Locate the string "this" in the records below. Copy every line where it occurs.

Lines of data
● ● ●

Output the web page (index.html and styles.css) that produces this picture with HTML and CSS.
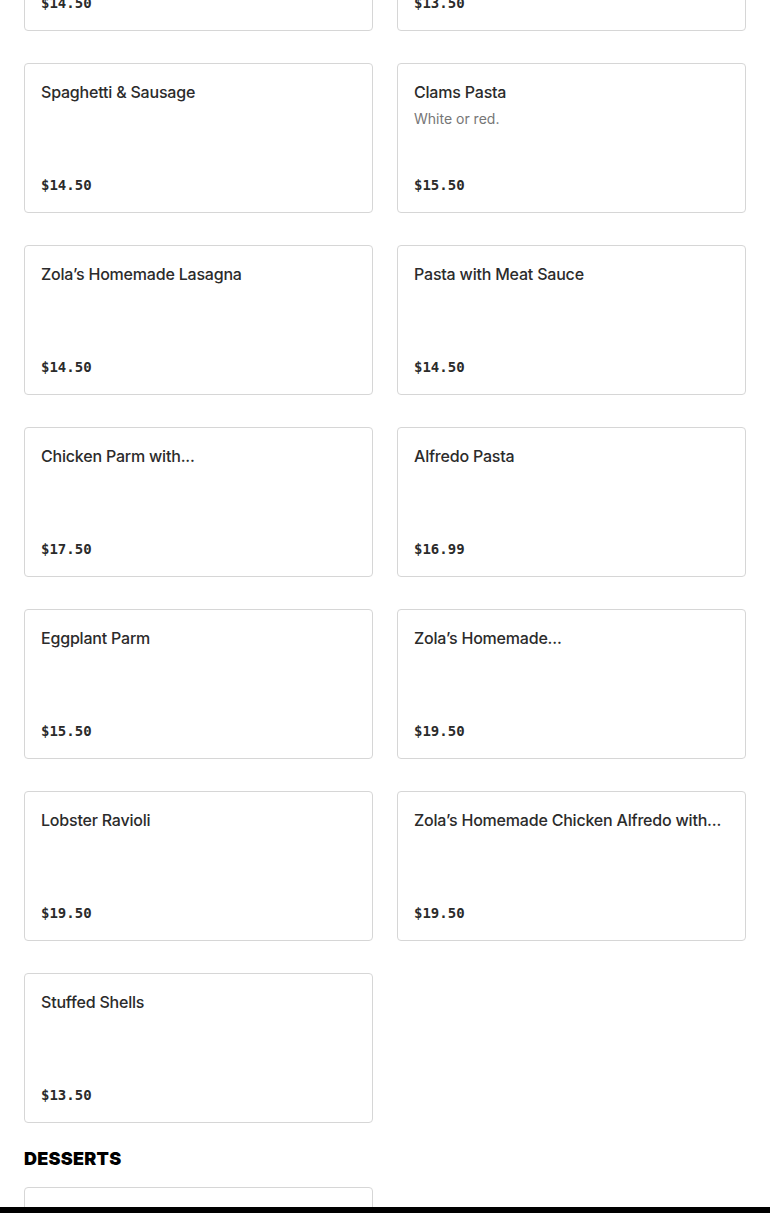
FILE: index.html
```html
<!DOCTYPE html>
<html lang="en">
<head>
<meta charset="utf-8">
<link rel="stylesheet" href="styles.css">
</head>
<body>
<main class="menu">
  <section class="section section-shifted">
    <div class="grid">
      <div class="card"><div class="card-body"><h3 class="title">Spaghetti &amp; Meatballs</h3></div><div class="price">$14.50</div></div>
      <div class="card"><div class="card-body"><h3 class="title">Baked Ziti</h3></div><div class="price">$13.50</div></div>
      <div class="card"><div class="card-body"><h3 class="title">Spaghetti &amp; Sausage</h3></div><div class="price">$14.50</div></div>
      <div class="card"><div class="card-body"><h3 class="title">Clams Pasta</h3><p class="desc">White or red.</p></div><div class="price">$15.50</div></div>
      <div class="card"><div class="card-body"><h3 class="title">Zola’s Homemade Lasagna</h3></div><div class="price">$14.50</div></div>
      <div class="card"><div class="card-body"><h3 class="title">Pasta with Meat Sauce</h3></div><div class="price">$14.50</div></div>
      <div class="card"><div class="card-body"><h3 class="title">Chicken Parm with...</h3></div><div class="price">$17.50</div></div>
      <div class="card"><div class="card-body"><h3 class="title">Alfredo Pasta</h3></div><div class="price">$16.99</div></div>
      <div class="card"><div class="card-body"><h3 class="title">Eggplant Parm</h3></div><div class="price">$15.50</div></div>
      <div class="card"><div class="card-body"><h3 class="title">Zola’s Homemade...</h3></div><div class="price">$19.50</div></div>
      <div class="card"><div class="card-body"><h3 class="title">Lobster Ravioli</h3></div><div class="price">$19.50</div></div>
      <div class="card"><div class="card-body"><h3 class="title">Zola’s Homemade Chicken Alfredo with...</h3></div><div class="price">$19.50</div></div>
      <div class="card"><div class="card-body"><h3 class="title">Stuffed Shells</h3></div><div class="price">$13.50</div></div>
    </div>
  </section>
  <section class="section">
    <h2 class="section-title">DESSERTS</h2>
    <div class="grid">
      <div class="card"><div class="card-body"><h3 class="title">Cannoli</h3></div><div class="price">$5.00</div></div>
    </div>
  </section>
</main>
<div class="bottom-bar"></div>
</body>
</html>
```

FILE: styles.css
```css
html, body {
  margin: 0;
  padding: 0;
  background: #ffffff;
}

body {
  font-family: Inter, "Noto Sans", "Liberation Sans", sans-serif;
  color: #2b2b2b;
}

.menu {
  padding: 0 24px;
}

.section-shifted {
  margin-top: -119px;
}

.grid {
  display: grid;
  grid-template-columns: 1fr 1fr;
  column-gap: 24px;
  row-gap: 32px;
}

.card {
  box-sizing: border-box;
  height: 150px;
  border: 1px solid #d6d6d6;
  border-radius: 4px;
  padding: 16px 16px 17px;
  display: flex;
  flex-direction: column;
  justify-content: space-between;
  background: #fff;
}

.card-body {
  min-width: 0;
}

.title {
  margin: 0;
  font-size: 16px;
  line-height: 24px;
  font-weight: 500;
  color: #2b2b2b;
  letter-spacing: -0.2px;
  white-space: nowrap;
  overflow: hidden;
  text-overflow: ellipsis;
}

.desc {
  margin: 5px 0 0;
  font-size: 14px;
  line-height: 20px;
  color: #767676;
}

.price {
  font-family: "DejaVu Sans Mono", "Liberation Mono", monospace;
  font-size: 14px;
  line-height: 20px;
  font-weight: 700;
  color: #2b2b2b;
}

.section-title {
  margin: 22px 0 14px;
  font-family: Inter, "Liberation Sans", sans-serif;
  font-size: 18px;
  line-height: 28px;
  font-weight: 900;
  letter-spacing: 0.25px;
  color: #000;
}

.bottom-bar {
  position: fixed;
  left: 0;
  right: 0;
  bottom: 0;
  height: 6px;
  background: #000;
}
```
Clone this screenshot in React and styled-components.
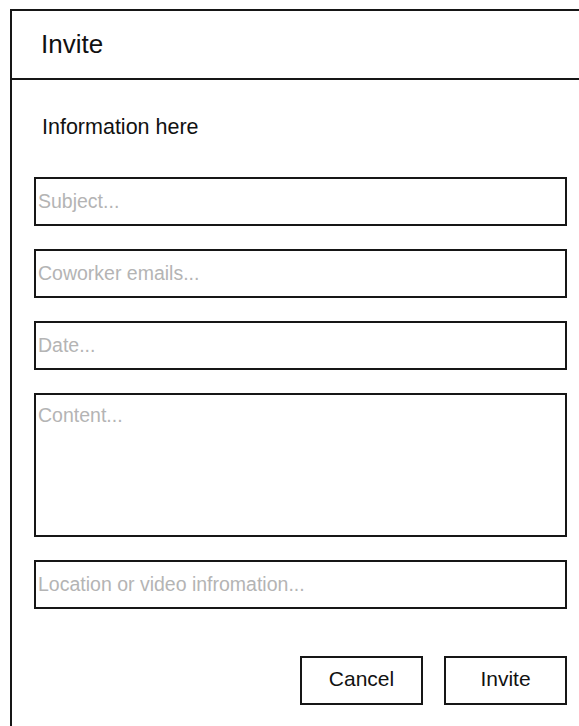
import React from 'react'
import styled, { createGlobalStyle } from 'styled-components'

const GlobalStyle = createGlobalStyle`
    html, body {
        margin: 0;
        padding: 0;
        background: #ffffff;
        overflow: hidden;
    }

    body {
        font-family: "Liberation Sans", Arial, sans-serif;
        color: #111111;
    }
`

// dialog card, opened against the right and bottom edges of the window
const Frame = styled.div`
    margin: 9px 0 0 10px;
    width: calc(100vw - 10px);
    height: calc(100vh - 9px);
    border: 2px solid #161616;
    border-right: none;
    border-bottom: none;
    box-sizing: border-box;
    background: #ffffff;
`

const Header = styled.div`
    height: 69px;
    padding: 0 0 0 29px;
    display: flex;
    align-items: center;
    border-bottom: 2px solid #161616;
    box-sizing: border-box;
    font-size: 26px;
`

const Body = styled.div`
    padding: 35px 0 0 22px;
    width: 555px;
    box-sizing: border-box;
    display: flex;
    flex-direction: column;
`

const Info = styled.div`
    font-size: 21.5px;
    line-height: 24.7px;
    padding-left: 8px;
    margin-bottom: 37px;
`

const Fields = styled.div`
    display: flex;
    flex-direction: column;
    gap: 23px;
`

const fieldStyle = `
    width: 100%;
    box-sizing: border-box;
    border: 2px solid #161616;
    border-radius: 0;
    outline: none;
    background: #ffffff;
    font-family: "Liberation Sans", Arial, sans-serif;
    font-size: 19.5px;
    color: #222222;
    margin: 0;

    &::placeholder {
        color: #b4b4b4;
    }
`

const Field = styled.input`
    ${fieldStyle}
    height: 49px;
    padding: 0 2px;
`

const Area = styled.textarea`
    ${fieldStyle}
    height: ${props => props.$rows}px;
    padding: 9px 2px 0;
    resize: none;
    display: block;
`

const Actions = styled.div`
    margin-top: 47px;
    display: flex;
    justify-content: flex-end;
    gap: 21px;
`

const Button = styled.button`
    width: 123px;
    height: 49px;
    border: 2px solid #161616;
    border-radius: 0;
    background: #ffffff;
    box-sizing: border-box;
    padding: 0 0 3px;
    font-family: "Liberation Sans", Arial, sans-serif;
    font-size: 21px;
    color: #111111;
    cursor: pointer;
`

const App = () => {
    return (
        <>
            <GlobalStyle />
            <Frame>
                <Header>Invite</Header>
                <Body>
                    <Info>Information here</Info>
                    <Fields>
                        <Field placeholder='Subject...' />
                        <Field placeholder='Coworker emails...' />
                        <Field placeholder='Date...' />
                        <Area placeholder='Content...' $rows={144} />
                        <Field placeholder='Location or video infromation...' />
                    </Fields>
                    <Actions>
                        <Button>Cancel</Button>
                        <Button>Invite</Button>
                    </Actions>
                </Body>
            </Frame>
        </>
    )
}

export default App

● ● ●

_Final result:_
Output the web page (index.html and styles.css) that produces this picture with HTML and CSS.
Clone this screenshot in React and styled-components.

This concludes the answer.